I can't really speak about Kinky Boots since I haven't actually seen it. However, I have seen the cast perform multiple songs (Tony Awards, Macy's, etc.) and haven't really enjoyed it. It seems super predictable and just sort of a generic feel-good story. Maybe I'm just prejudiced because I love Matilda so much and am still a bit bitter that Kinky beat it at the Tony's...
undercoveractor
Stand-by
joined:9/12/08
This is a no brainer for me.
By far, the most baffling piece of theater that I saw in 2013 was THE TESTAMENT OF MARY. I love Fiona Shaw, so I was excited to see it, but I have never felt so trapped in a theater in my life. After white knuckling it up through the crucifixion, I realized that I still had to make it through the resurrection! I was trapped like a rat in the middle of the row in the middle of that hot, cramped balcony with no way to escape! I think that I would rather smoke a turd in hell than ever go through that experience again.
Also, I was nervous that the buzzard would get spooked and fly into the audience.
Mr Roxy
Broadway Legend
joined:5/17/03
Bad Jews. Oy vey was that agony sitting thru.

Of the original 10 I only saw Kinky and Pippin and agree on both.

Cynicism is an unpleasant way of saying the truth - Lillian Hellman.
Updated On: 12/11/13 at 01:02 AM
VotePeron
Leading Actor
joined:5/2/13
I couldn't agree more with Pippin! And for me, it was Hands On A Hardbody. Ooof.
cknick
Understudy
joined:5/9/13
I thought TESTAMENT OF MARY was incredible. My kind of brave, thought provoking theater.
undercoveractor
Stand-by
joined:9/12/08
I wanted to like TESTAMENT OF MARY, I really did. Actually, I would love to read that script or the novel that it was adapted from because I think that would connect with me. But the night I saw it, the theatre was so cramped and hot that I was on the verge of a panic attack for the entire performance.....that certainly did not help.
KathyNYC2
Broadway Star
joined:12/2/10
I haven't seen most of the shows listed but I do agree about Pippin..which had great performances and interesting circus additions but I am never going to like the show, no matter how it's produced. It just feels so dated to me.
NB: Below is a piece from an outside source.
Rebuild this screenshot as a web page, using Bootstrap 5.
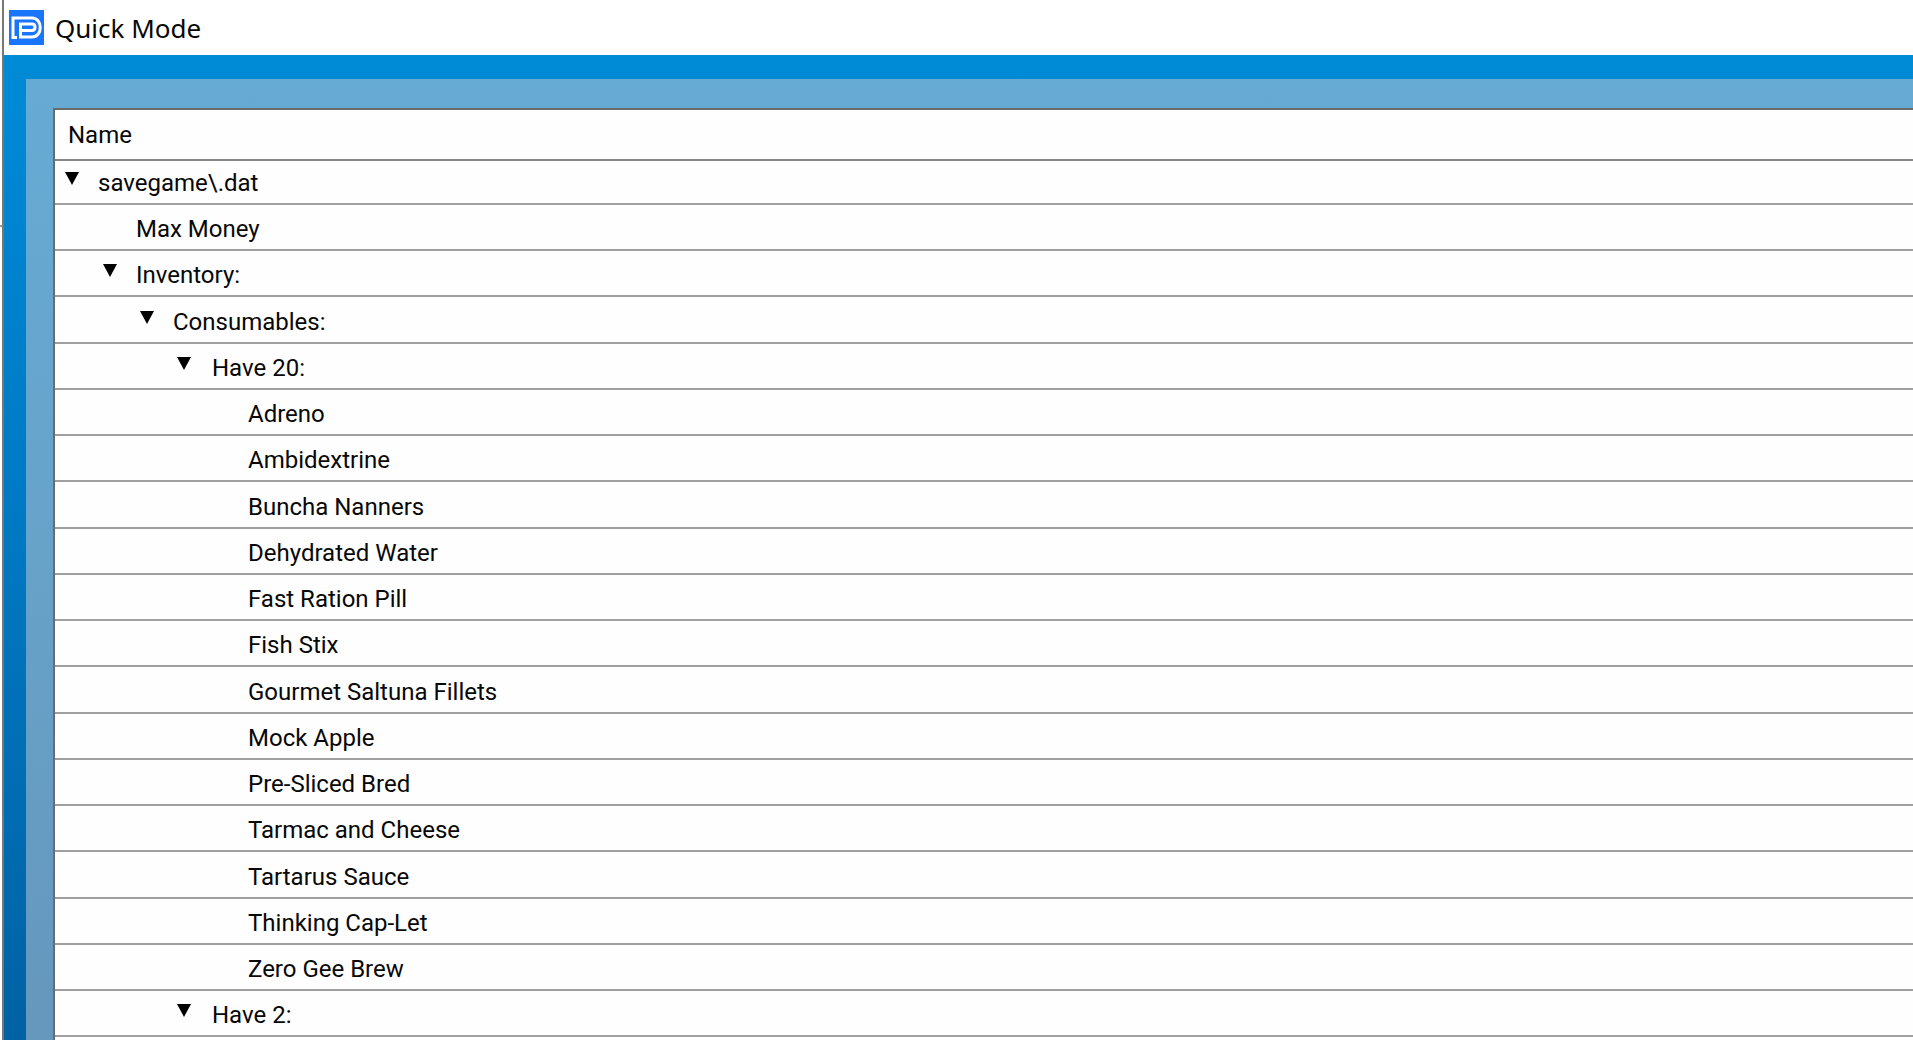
<!DOCTYPE html>
<html lang="en">
<head>
<meta charset="utf-8">
<meta name="viewport" content="width=device-width, initial-scale=1">
<title>Quick Mode</title>
<link href="https://cdn.jsdelivr.net/npm/bootstrap@5.3.0/dist/css/bootstrap.min.css" rel="stylesheet">
<style>
  body { font-family: "Liberation Sans Narrow", Roboto, "Liberation Sans", sans-serif; color: #080808; background: #fdfdfd; }
  .desk-edge { width: 4px; border-right: 2px solid #777; background: #fff; padding-top: 225px; }
  .desk-edge::before { content: ""; display: block; height: 2px; background: #999; }
  .title-bar { height: 55px; padding: 0 5px; gap: 11px; background: #fff; }
  .title-text { font: 26px/34px "Noto Sans", "Open Sans", sans-serif; }
  .frame-outer { padding: 24px 0 0 22px; background: linear-gradient(#008bd7, #0078c2 50%, #0062a4); }
  .frame-inner { padding: 29px 0 0 27px; background: linear-gradient(#66abd4, #67a2c9 50%, #6697bc); }
  .tree-panel { border: solid #6b6b6b; border-width: 2px 0 0 2px; background: #fefefe; }
  .tree { border-collapse: separate; border-spacing: 0; font-size: 24px; line-height: 30px; }
  .tree th { height: 51px; padding: 0 0 0 13px; font-weight: 400; border-bottom: 2px solid #868686; vertical-align: middle; }
  .tree td { height: 46px; padding: 0 0 5px; border-bottom: 2px solid #a0a0a0; vertical-align: bottom; }
  .tree tr:nth-child(4n) td { height: 47px; }
  .tree tr:first-child td { height: 44px; }
  .node { display: flex; align-items: flex-start; }
  .toggle { width: 33px; height: 30px; padding: 4px 0 13px; border: 0; background: none; line-height: 0; text-align: left; }
  .toggle svg { display: block; }
  .leaf { padding-left: 33px; }
  .lv0 { padding-left: 10px; }
  .lv1 { padding-left: 48px; }
  .lv2 { padding-left: 85px; }
  .lv3 { padding-left: 122px; }
  .lv4 { padding-left: 160px; }
  .lv3 .toggle { width: 35px; }
</style>
<script src="https://cdn.jsdelivr.net/npm/bootstrap@5.3.0/dist/js/bootstrap.bundle.min.js"></script>
</head>
<body class="d-flex vh-100 overflow-hidden">
<svg class="d-none" aria-hidden="true"><symbol id="down" viewBox="0 0 14 13"><path d="M0 0h14L7 13z"/></symbol></svg>
<div class="desk-edge flex-shrink-0"></div>
<main class="d-flex flex-column flex-grow-1">
  <header class="title-bar d-flex align-items-center flex-shrink-0">
    <svg width="35" height="35" viewBox="0 0 35 35" aria-hidden="true">
      <path fill="#1976fb" d="M0 0h35v35H0z"/>
      <path fill="none" stroke="#fff" stroke-width="3" d="M8 27.500H4V8h19c11 0 11 19 0 19H11.500V14H23c4 0 4 6.500 0 6.500H12"/>
    </svg>
    <h1 class="title-text m-0">Quick Mode</h1>
  </header>
  <div class="frame-outer d-flex flex-column flex-grow-1">
    <div class="frame-inner d-flex flex-column flex-grow-1">
      <div class="tree-panel flex-grow-1">
        <table class="tree w-100">
          <thead><tr><th scope="col">Name</th></tr></thead>
          <tbody>
            <tr><td><div class="node lv0"><button class="toggle" type="button" aria-label="Collapse savegame"><svg width="14" height="13"><use href="#down"/></svg></button><span>savegame\.dat</span></div></td></tr>
            <tr><td><div class="node lv1"><span class="leaf">Max Money</span></div></td></tr>
            <tr><td><div class="node lv1"><button class="toggle" type="button" aria-label="Collapse Inventory"><svg width="14" height="13"><use href="#down"/></svg></button><span>Inventory:</span></div></td></tr>
            <tr><td><div class="node lv2"><button class="toggle" type="button" aria-label="Collapse Consumables"><svg width="14" height="13"><use href="#down"/></svg></button><span>Consumables:</span></div></td></tr>
            <tr><td><div class="node lv3"><button class="toggle" type="button" aria-label="Collapse Have 20"><svg width="14" height="13"><use href="#down"/></svg></button><span>Have 20:</span></div></td></tr>
            <tr><td><div class="node lv4"><span class="leaf">Adreno</span></div></td></tr>
            <tr><td><div class="node lv4"><span class="leaf">Ambidextrine</span></div></td></tr>
            <tr><td><div class="node lv4"><span class="leaf">Buncha Nanners</span></div></td></tr>
            <tr><td><div class="node lv4"><span class="leaf">Dehydrated Water</span></div></td></tr>
            <tr><td><div class="node lv4"><span class="leaf">Fast Ration Pill</span></div></td></tr>
            <tr><td><div class="node lv4"><span class="leaf">Fish Stix</span></div></td></tr>
            <tr><td><div class="node lv4"><span class="leaf">Gourmet Saltuna Fillets</span></div></td></tr>
            <tr><td><div class="node lv4"><span class="leaf">Mock Apple</span></div></td></tr>
            <tr><td><div class="node lv4"><span class="leaf">Pre-Sliced Bred</span></div></td></tr>
            <tr><td><div class="node lv4"><span class="leaf">Tarmac and Cheese</span></div></td></tr>
            <tr><td><div class="node lv4"><span class="leaf">Tartarus Sauce</span></div></td></tr>
            <tr><td><div class="node lv4"><span class="leaf">Thinking Cap-Let</span></div></td></tr>
            <tr><td><div class="node lv4"><span class="leaf">Zero Gee Brew</span></div></td></tr>
            <tr><td><div class="node lv3"><button class="toggle" type="button" aria-label="Collapse Have 2"><svg width="14" height="13"><use href="#down"/></svg></button><span>Have 2:</span></div></td></tr>
          </tbody>
        </table>
      </div>
    </div>
  </div>
</main>
</body>
</html>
I understand what was said about KB but I don't know if I totally agree. I think sometimes there are intangibles that are hard to describe or critique and KB has those elements that raise it up ( no pun intended) in my opinion.

I am going to add here an unpopular opinion by many I know by putting Matilda here. I enjoyed many parts of the show and I have seen it three times already so it's not like I don't appreciate it...but it's just not "Broadway's gift to the universe" to me. It always feels a little disjointed, the sound (as noted many times) is horrific, the robotic choreography is questionable to me, and I have a hard time with the idea that you really have to know the music to fully appreciate it because I didn't understand most of it at first viewing. Again, I like it very much (and I have appreciated it more each time I have seen it) but I just don't feel it's the most amazing show on the planet as its touted by many.
After Eight
Broadway Legend
joined:6/5/09
Many of the shows on my worst of 2013 list filled the bill -- amply -- in at least one of these categories, some in all three, such as the atrocious Mr.Burns. I might also add that others also incensed, and/or revolted me, as when a ten year old miauled her pre-pubescent longing for a delivery woman. I'm telling you.....!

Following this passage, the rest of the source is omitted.